The exercise »
Write out every line of the material as it stands, apart from the pictures.

_ _ _

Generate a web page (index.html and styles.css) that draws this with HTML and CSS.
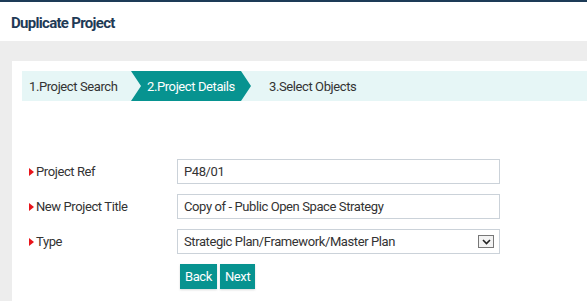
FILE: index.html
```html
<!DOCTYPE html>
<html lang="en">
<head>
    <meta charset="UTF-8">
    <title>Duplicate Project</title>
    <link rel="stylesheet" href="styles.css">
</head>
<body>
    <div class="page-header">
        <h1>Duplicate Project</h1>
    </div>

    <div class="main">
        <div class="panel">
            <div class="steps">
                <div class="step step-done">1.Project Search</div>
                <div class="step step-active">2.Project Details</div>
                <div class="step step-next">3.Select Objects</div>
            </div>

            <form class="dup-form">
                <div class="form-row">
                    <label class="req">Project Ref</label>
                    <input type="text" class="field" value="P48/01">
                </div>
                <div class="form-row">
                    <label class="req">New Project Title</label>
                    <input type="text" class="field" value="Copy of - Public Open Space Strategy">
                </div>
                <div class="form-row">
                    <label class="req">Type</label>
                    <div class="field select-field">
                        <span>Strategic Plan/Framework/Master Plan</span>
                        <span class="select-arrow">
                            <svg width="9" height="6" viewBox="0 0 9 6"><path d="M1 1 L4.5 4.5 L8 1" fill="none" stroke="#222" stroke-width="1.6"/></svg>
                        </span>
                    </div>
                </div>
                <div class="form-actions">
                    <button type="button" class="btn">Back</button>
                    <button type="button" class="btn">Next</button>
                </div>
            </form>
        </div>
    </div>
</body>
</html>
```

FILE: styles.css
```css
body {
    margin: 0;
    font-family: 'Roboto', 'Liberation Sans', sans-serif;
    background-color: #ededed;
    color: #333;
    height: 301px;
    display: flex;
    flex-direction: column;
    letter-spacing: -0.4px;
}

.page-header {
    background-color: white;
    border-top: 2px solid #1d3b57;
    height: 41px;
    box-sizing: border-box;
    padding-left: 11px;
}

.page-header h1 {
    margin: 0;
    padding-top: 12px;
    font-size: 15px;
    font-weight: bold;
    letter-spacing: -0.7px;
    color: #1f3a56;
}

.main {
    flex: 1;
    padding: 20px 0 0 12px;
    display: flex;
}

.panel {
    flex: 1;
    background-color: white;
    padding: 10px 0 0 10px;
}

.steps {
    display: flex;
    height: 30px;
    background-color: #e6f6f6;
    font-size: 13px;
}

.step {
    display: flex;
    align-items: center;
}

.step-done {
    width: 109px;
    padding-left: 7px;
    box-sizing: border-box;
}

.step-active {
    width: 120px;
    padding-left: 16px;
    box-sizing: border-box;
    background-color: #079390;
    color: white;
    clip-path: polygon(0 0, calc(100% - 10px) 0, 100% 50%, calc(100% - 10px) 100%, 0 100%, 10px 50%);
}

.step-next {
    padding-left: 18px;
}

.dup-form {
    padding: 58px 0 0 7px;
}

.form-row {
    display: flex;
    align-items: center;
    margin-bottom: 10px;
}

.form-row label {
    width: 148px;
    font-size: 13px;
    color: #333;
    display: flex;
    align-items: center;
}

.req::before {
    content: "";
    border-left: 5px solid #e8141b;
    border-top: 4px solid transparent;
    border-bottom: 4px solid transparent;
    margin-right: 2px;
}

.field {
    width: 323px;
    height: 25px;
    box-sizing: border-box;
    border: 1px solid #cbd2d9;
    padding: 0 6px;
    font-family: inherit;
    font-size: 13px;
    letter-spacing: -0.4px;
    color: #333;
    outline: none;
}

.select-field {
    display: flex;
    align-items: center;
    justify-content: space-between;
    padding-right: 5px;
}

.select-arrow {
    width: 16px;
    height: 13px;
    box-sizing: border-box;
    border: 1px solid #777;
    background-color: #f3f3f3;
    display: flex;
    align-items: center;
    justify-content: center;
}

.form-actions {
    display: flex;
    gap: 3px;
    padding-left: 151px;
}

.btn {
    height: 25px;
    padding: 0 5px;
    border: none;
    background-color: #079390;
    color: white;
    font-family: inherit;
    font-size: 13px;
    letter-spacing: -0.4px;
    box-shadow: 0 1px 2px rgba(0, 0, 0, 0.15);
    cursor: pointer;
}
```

_ _ _

Full output »
Generate a web page (index.html and styles.css) that draws this with HTML and CSS.
FILE: index.html
```html
<!DOCTYPE html>
<html lang="en">
<head>
    <meta charset="UTF-8">
    <title>Duplicate Project</title>
    <link rel="stylesheet" href="styles.css">
</head>
<body>
    <div class="page-header">
        <h1>Duplicate Project</h1>
    </div>

    <div class="main">
        <div class="panel">
            <div class="steps">
                <div class="step step-done">1.Project Search</div>
                <div class="step step-active">2.Project Details</div>
                <div class="step step-next">3.Select Objects</div>
            </div>

            <form class="dup-form">
                <div class="form-row">
                    <label class="req">Project Ref</label>
                    <input type="text" class="field" value="P48/01">
                </div>
                <div class="form-row">
                    <label class="req">New Project Title</label>
                    <input type="text" class="field" value="Copy of - Public Open Space Strategy">
                </div>
                <div class="form-row">
                    <label class="req">Type</label>
                    <div class="field select-field">
                        <span>Strategic Plan/Framework/Master Plan</span>
                        <span class="select-arrow">
                            <svg width="9" height="6" viewBox="0 0 9 6"><path d="M1 1 L4.5 4.5 L8 1" fill="none" stroke="#222" stroke-width="1.6"/></svg>
                        </span>
                    </div>
                </div>
                <div class="form-actions">
                    <button type="button" class="btn">Back</button>
                    <button type="button" class="btn">Next</button>
                </div>
            </form>
        </div>
    </div>
</body>
</html>
```

FILE: styles.css
```css
body {
    margin: 0;
    font-family: 'Roboto', 'Liberation Sans', sans-serif;
    background-color: #ededed;
    color: #333;
    height: 301px;
    display: flex;
    flex-direction: column;
    letter-spacing: -0.4px;
}

.page-header {
    background-color: white;
    border-top: 2px solid #1d3b57;
    height: 41px;
    box-sizing: border-box;
    padding-left: 11px;
}

.page-header h1 {
    margin: 0;
    padding-top: 12px;
    font-size: 15px;
    font-weight: bold;
    letter-spacing: -0.7px;
    color: #1f3a56;
}

.main {
    flex: 1;
    padding: 20px 0 0 12px;
    display: flex;
}

.panel {
    flex: 1;
    background-color: white;
    padding: 10px 0 0 10px;
}

.steps {
    display: flex;
    height: 30px;
    background-color: #e6f6f6;
    font-size: 13px;
}

.step {
    display: flex;
    align-items: center;
}

.step-done {
    width: 109px;
    padding-left: 7px;
    box-sizing: border-box;
}

.step-active {
    width: 120px;
    padding-left: 16px;
    box-sizing: border-box;
    background-color: #079390;
    color: white;
    clip-path: polygon(0 0, calc(100% - 10px) 0, 100% 50%, calc(100% - 10px) 100%, 0 100%, 10px 50%);
}

.step-next {
    padding-left: 18px;
}

.dup-form {
    padding: 58px 0 0 7px;
}

.form-row {
    display: flex;
    align-items: center;
    margin-bottom: 10px;
}

.form-row label {
    width: 148px;
    font-size: 13px;
    color: #333;
    display: flex;
    align-items: center;
}

.req::before {
    content: "";
    border-left: 5px solid #e8141b;
    border-top: 4px solid transparent;
    border-bottom: 4px solid transparent;
    margin-right: 2px;
}

.field {
    width: 323px;
    height: 25px;
    box-sizing: border-box;
    border: 1px solid #cbd2d9;
    padding: 0 6px;
    font-family: inherit;
    font-size: 13px;
    letter-spacing: -0.4px;
    color: #333;
    outline: none;
}

.select-field {
    display: flex;
    align-items: center;
    justify-content: space-between;
    padding-right: 5px;
}

.select-arrow {
    width: 16px;
    height: 13px;
    box-sizing: border-box;
    border: 1px solid #777;
    background-color: #f3f3f3;
    display: flex;
    align-items: center;
    justify-content: center;
}

.form-actions {
    display: flex;
    gap: 3px;
    padding-left: 151px;
}

.btn {
    height: 25px;
    padding: 0 5px;
    border: none;
    background-color: #079390;
    color: white;
    font-family: inherit;
    font-size: 13px;
    letter-spacing: -0.4px;
    box-shadow: 0 1px 2px rgba(0, 0, 0, 0.15);
    cursor: pointer;
}
```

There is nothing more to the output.